Stuffing the Chicken

  1. Place the boned chicken skin side down on a work counter. Use some of the stuffing mixture to fill the places in the legs where the bones used to be. Take the rest of the mixture and shape it into an oval mass about as long as the chicken. Put it in the center of the chicken, and bring the bird’s skin around and over it, covering the stuffing completely. One edge of the skin should overlap the other by approximately 1 inch. Mold the mass under the skin with your hands to restore the chicken as closely as possible to its original shape.
  2. Sew up the skin, starting at the neck and working down toward the tail. Use a sort of overcast stitch, looping the stitches over the edge of the skin. Make sure you have sewn up all the openings and have put the needle out of harm’s way, outside the kitchen.

Cooking the Chicken

  1. Preheat the oven to 375°.
  2. Place the chicken in a roasting pan. Put the olive oil and chopped rosemary with some salt into a small bowl and beat lightly with a fork. Dip a pastry brush into the mixture and paint the chicken. Turn the chicken breast side down and place it in the upper middle the oven.
  3. After 25 minutes, turn the oven thermostat down to 325°, turn the chicken onto its back, use the pastry brush to baste the breast with the juices that have collected in the pan, and cook for 20 minutes more.
  4. Pour over it half the vermouth; after 10 to 15 minutes, pour over the remaining vermouth and cook for 15 minutes longer.
  5. Remove the pan from the oven, and cut away the thread. Scatter the bay leaves in the bottom of the pan.

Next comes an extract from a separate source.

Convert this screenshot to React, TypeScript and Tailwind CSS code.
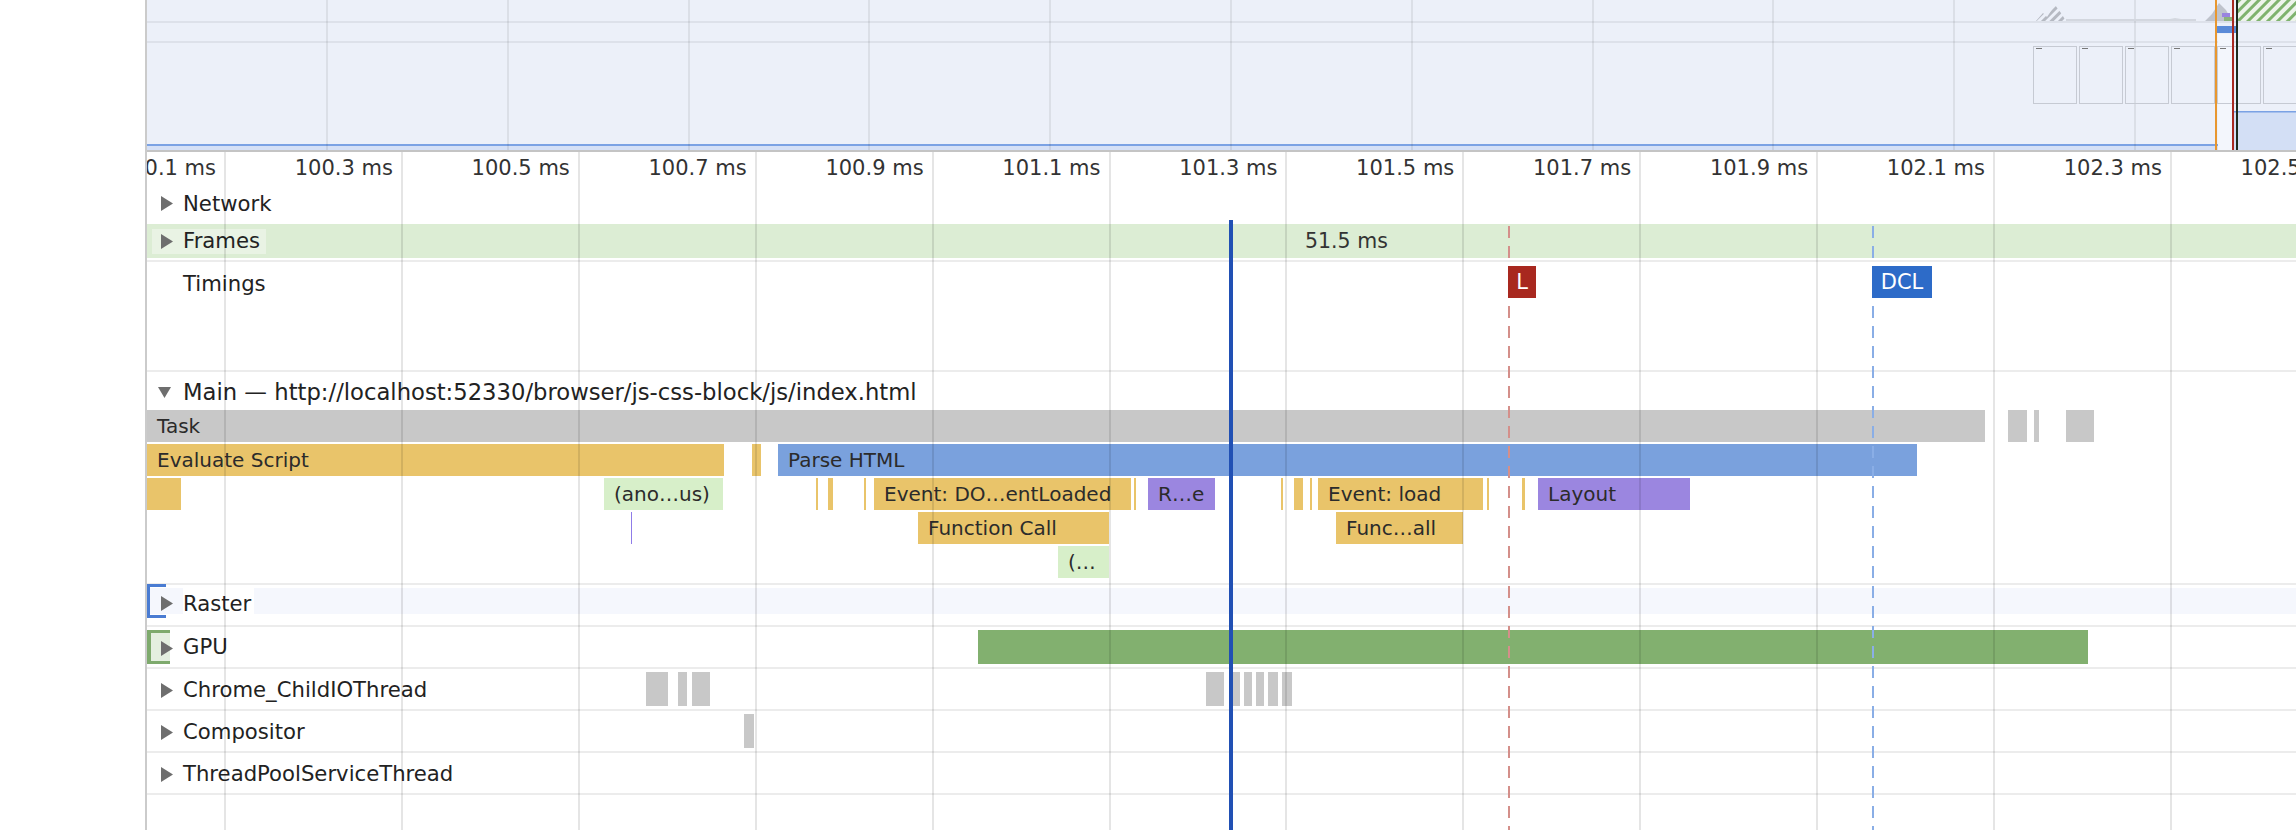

Put the rum on a large serving spoon, set fire to it with a match, and quickly pour it over the chicken.
  6. Place the chicken on a carving board and pour the juices from the pan into a warm saucer or small sauceboat.
  7. Carve the chicken at the table, starting at the neck, making thin slices. Pour a few drops of the warm juices over each slice when serving. If serving the bird cold omit the juices.